I am asking as a topic map creator for the freedom to exercise my own
judgment regarding the data I insert into a resourceData element. When I
do that I don't do so blind to the realities of the operating
environment. As an author I should know my target audience and I should
create content accordingly. Why should I be told that I am only allowed
PCDATA as inline content in XTM ?
> >> 3. which specific markup languages would you permit? Anything at all?
> >
> > Anything at all. There is probably a good argument for disallowing XTM,
> > so I would be prepared to say anything except XTM.
> >
> >
> >> 4. what would you say to application vendors who don't want to have
> >> to invest in supporting whatever variety of markup you're proposing,
> >> and that an XTM document is no longer necessarily simply interpreted?
> >
> > Which vendors ? TM parser vendors ? TM browser vendors ? To the former,
> > there is no change. To the latter, their support for a wide range of
> > different content types would be a differentiator between them and their
> > competitors.
>
> This is precisely what I'm trying to avoid, the competition over features
> derived from differentiations in XTM markup. So we end up with a big
> competition between the TM application vendors, each trying to outdo the
> next on which XML markup languages they support, and how well they support
> them. Great. If I'm vendor A and I implement say, WTFYLML support, and if
> I know vendors B, C, and D don't support it, I can be absolutely sure that
> my customers have a richer user experience than those using the products
> of the other vendors. And the winners? One company, in the end. The losers:
> the rest of us, as we can never be sure that our topic map documents will be
> interchanged reliably any longer, that a document created on one will
> process correctly on another.
>
THEY WILL PROCESS CORRECTLY AS XTM DOCUMENTS
The only thing that will not process is the content.
> Now, that may sound to some like good ol' American-style competition, but
> it completely sucks from a user perspective. This is what we have with MS
> Word. Do we really want that for an interchange syntax for topic maps?
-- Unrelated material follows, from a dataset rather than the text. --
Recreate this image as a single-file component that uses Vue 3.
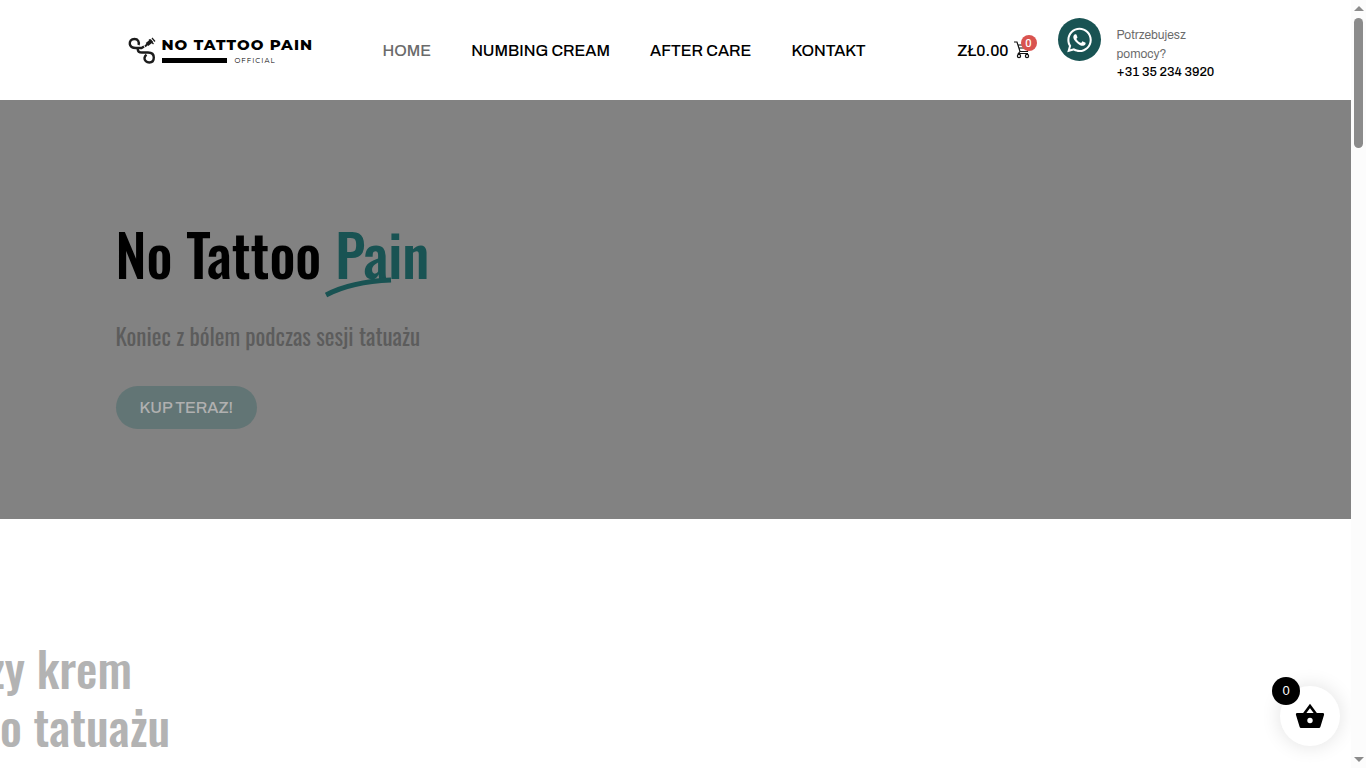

> (Noting that any vendor may very well create their own proprietary document
> formats without asking anyone.)
>
ONLY XTM SYNTAX DECLARES TOPIC MAP CONSTRUCTS
All the other XML is isolated within <resourceData> elements.
> >>As a start, we could try rich text via a very small subset of XHTML. We
> >>could allow a subset of presentational markup (<b>, <i>, <tt>) and a
> >>subset of linking (<a> with only 'id' and 'href' -- in HTML 4, <a> has
> >>29 attributes). No applets, tables, no lists, no client-side imagemaps, etc.
> >>Now, when an <a href> points at a <a id> within a different <resourceData>,
> >>what should the application do? Haven't we created another linking layer
> >>on top of the XTM linking? And this is just one very small issue. We
> >>would have to write up a specification detailing what should happen for
> >>each of the HTML/XHTML behaviours when occurring within a <resourceData>
> >>context. Some would be easy, some not.
> >
> > This is completely irrelevant to my suggestion. My suggestion has
> > nothing to do with rendering or presentation. There are no costraints
> > for XTM presentation. There are no requirements for what resources can
> > or cannot be pointed at by a resourceRef, there are no constraints on
> > the inclusion of unparsed entities or base-64 encoded binary in
> > resourceData. There is a large degree of freedom for XTM authors
> > already. I am simply asking for the freedom to embed structured data
> > represented in XML in resourceData.
>
> My point was that if we can't expect something so elementally simple
> as a subset of XHTML to be supported amongst all the vendors, how can
> you expect *arbitrary* markup to be reliably supported.
>
> Arbitrary markup is complete death to an interchange syntax.
>
I am not proposing arbitrary markup for topic maps, only for
resourceData
> >>How many of the current topic map vendors want to start supporting XHTML
> >>markup? How many would be willing to support all of it? IOW, within their
> >>applications all support what Netscape and IE claim to support? Then we
> >>can move on to SVG, MathML, SMIL, and the rest. Opening the door to
> >>arbitrary markup should only happen after there's at least support for
> >>some beginning set.
> >>
> >>I just can't imagine this being a productive move for this community
> >>and the advancement of XTM. It wouldn't promote communication, it would
> >>just add some fancy features to topic map applications in a very
> >>proprietary way.
> >
> > Eh? XML (a W3C rec) inside XTM (an ISO standard) == proprietary ? What
> > is proprietary about it ?
>
> Come on, Kal. Please. Microsoft creates MS Word documents using Unicode
> characters and probably runs their computers on ANSI standard 110 volts
> too. Their HTML export format might even be well-formed XML, but nobody
> in their right mind would attempt to deal with it (especially since, just
> like RTF, they deliberately keep changing the "spec"). Proprietary is
> anything that isn't standardized, and is created with the express purpose
> of differentiating a vendor within the marketplace. XML isn't a markup
> language, it's a meta-language. With it you can create standards as well
> as proprietary markup. Arbitary markup is proprietary markup, especially
> when it's done by a vendor.
>
So what ? This is nothing to do with the structure of topic maps. It is
only the data pointed to by topics in a topic map. I can *right now*
create a topic map that points to arbitrary formats of data that you
will have no chance of interpreting. I just do it with resourceRef
instead of resourceData. I am askig for a facility that I can use
responsibly or can abuse. Just as I can with XTM as it stands.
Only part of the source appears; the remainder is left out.